I suspect that shifts in retirement patterns are playing the main role in reducing household worklessness rates in the ONS series over the last three years, and probably in explaining the apparent divergence between the ONS series and EHS with regard to social housing. Certainly the only age band where the chances (for individuals) of being in a workless household are the 'lowest on record' on the ONS series is the 50-64 group. For other age bands, rates are around where they were prior to the recession, apart from 16-24 year olds where the chances are a bit higher. If later retirement is the driver, that would explain an interesting feature of the ONS data: rates of worklessness are at their lowest on record for all tenure types - social rented, private rented, buying with a mortgage and owned outright.

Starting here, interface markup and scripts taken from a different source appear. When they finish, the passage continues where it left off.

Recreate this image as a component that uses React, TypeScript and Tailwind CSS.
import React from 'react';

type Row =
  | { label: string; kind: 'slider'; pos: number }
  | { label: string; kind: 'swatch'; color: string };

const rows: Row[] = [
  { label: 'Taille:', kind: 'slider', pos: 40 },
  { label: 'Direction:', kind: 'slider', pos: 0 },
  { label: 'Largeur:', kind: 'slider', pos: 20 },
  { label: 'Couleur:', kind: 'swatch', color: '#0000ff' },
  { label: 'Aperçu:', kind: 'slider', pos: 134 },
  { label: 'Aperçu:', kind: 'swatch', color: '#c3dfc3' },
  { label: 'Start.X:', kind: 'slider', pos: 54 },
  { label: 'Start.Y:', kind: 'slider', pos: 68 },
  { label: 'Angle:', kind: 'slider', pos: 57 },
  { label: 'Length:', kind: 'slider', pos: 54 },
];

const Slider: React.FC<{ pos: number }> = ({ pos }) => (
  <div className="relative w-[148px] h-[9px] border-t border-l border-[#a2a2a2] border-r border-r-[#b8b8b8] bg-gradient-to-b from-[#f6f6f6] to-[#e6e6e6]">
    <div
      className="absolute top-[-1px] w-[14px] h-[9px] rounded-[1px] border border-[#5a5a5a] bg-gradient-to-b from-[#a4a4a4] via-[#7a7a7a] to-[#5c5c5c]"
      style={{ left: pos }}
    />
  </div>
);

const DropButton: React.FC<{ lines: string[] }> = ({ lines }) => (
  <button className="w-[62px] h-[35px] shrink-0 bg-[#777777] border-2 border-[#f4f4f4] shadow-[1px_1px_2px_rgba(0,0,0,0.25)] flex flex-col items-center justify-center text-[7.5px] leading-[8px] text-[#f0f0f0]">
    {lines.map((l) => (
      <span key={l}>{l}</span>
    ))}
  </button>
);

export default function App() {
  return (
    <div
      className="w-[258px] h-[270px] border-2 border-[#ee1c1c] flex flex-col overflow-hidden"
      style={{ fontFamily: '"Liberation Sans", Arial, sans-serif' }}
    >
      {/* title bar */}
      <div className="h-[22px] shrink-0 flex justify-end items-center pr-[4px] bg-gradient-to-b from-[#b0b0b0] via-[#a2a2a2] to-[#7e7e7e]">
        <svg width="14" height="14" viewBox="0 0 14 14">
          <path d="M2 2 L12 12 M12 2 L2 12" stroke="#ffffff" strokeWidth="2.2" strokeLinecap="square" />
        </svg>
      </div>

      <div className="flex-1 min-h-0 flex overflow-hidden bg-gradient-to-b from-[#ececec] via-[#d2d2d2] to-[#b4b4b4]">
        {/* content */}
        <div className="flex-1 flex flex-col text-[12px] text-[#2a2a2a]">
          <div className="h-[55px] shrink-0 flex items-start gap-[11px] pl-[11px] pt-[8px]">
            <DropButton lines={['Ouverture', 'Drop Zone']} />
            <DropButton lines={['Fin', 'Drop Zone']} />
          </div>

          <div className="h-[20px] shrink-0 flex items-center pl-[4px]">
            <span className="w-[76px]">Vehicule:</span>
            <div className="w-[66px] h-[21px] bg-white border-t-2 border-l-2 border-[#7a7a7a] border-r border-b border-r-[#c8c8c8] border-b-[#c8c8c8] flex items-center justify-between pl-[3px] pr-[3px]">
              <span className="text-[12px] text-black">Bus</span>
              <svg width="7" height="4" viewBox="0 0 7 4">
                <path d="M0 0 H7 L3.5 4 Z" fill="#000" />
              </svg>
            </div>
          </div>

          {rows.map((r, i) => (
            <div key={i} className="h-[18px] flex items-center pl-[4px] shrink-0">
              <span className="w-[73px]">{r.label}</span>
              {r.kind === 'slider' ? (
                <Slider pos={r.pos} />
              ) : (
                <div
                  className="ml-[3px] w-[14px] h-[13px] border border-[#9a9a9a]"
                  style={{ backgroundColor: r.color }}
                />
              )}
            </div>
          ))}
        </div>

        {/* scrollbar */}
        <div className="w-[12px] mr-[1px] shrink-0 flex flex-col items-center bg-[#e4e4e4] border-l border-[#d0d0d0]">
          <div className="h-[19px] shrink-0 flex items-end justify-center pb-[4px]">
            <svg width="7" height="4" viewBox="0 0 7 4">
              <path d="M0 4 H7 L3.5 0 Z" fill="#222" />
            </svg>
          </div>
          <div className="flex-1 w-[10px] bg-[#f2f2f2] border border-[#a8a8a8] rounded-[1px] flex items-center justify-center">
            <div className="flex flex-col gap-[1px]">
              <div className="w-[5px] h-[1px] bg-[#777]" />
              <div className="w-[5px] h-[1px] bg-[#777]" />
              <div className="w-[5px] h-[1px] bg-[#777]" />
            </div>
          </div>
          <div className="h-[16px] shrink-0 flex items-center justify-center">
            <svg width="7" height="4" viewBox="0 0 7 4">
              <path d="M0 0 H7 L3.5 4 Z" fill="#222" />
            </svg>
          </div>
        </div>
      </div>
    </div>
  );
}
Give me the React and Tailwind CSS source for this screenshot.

There's nothing obviously distinctive about the social sector with regard to the trend. (The levels of worklessness are of course a different matter.)
In any case, I feel I should withdraw the accusation of fantasising, at least as regards the data. Mr Duncan Smith may well have used the ONS series and been misquoted by the Express as to exactly what sort of housing tenure he was talking about. Of course, I still think he’s fantasising about the reasons for the fall in worklessness. Employment rates for the over 50s have been rising since well before he took up his current position. The fantasy is in attributing these changes to his own actions. It's still big words and thin ice.